Ryan is on my team this year so it's slightly less annoying to race him. Plus, the course was hard enough that he couldn't find the breath to hurl a single obscenity at me as he passed, a first. When I passed him back on a later climb, slowly, side-by-side at 8 mph, no one said a word. Bizarre. Like we were actually focused on the racing, or something.

On lap 3 Ryan and I had kind of integrated into a group with Collin Huston, Mike Wissell and maybe Josh Lehmann? Anyway, my strategy was starting to pay off because I was actually considering trying to move up. I got as far as 2nd wheel, with the other Collin leading (a battle for Colin-supremacy! May the fewest L's win!) going into the runup, went to sprint by him, and then I remembered we had a giant windy part coming up and I should let him lead. So I backed off.

We crested the top and he took a bad line into the descent.
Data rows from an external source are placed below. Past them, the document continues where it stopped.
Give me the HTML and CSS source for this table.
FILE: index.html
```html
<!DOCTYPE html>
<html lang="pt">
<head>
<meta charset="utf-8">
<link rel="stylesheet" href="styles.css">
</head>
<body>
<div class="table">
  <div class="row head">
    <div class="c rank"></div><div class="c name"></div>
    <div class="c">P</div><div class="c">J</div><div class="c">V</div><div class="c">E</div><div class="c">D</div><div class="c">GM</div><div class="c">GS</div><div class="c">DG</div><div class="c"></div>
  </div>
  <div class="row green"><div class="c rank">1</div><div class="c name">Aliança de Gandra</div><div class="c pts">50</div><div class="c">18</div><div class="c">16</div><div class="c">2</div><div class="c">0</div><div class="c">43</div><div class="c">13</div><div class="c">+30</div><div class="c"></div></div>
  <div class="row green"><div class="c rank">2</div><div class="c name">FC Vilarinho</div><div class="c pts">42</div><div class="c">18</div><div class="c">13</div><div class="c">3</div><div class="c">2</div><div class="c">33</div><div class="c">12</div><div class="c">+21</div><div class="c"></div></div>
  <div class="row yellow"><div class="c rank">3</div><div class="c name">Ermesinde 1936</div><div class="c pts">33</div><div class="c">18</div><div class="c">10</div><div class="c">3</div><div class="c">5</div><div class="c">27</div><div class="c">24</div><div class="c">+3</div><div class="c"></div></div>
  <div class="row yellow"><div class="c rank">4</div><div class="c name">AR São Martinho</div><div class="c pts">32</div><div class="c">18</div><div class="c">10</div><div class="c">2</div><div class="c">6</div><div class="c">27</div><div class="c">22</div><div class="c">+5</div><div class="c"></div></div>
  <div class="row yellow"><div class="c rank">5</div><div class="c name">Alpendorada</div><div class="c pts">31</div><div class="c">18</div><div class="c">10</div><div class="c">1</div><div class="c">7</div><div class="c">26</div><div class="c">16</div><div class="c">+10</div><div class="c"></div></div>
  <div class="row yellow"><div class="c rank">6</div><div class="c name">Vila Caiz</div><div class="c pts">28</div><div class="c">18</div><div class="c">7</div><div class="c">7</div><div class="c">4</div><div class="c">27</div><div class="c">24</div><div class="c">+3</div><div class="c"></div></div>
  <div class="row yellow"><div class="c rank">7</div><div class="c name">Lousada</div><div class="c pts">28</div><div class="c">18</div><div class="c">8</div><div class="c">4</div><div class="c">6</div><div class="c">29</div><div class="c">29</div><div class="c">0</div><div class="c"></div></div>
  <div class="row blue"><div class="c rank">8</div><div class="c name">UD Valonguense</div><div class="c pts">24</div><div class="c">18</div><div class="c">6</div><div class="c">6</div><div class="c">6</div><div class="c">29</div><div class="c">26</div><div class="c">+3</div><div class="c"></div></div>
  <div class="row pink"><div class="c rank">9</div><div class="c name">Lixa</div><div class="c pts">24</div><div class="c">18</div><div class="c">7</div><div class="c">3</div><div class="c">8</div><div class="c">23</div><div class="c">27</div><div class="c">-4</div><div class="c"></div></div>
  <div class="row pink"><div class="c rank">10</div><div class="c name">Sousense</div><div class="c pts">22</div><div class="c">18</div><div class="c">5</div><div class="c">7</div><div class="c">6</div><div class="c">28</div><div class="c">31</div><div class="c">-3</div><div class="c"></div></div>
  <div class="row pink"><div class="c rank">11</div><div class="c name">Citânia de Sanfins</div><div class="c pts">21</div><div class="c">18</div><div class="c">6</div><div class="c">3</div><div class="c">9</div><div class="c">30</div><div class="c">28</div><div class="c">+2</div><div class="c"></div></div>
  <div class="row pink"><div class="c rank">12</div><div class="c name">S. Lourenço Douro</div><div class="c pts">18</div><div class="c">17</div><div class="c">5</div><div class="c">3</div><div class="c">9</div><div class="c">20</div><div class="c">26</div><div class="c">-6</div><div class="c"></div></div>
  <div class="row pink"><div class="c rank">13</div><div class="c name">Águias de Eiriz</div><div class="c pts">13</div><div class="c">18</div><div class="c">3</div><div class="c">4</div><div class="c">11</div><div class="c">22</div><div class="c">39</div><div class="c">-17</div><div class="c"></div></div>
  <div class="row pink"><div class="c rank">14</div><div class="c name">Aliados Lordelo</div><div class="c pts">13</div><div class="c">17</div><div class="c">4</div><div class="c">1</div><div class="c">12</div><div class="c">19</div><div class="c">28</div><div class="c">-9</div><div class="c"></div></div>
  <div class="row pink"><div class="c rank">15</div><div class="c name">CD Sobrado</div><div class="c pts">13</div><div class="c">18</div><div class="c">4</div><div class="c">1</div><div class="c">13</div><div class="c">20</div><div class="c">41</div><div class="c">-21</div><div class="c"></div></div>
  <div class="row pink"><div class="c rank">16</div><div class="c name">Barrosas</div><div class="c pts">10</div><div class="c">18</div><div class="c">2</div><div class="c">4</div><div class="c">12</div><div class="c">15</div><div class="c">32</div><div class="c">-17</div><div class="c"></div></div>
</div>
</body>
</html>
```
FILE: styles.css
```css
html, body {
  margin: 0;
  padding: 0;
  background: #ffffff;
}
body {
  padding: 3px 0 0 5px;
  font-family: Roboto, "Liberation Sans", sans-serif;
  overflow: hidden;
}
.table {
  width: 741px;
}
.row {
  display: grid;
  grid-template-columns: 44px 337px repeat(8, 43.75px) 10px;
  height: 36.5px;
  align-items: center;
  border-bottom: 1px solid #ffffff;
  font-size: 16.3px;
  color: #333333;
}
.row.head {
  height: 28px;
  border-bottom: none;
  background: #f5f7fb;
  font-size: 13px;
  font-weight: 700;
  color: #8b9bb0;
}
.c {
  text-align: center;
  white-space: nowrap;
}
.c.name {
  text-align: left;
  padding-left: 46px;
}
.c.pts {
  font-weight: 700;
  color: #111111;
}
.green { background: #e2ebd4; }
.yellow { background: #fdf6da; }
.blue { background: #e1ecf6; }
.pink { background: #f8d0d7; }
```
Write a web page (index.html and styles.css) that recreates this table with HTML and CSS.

Since I have the memory of a goldfish when racing, I forgot that I didn't want to pass him and prepared to make a sweet move when he inevitably went wide on the exit.

Unfortunately he realized how bad his line was, braked hard at the apex, and instead of bombing underneath his line I clipped his back wheel and dumped my handlebars into his spokes.

Then I chased him down the hill screaming "STOP STOP STOP" while he tried to figure out why his back wheel was locked up.

My brake lever was wedged through two spokes, the shift lever was through a DIFFERENT spoke, and the whole thing was behind his rear derailleur. After 20 seconds of fighting with it, I gave up and snapped my brake lever off so at least one of us could carry on.

Worst of all, I ended up with no bar cam video from the crash because the stupid memory card was full from Vegas and I forgot to delete it.

STUPID MEMORY CARD WHY YOU GOTTA BE LIKE THAT.

Gross. Cross has not been good to me this year. Good thing I only need a good ride at New England Worlds to forget it all.

Comments

leahpb said…
so, can I still get a puppy for making the trophies??
also, oh shit they better be awesome now that you've BLOGGED ABOUT THEM!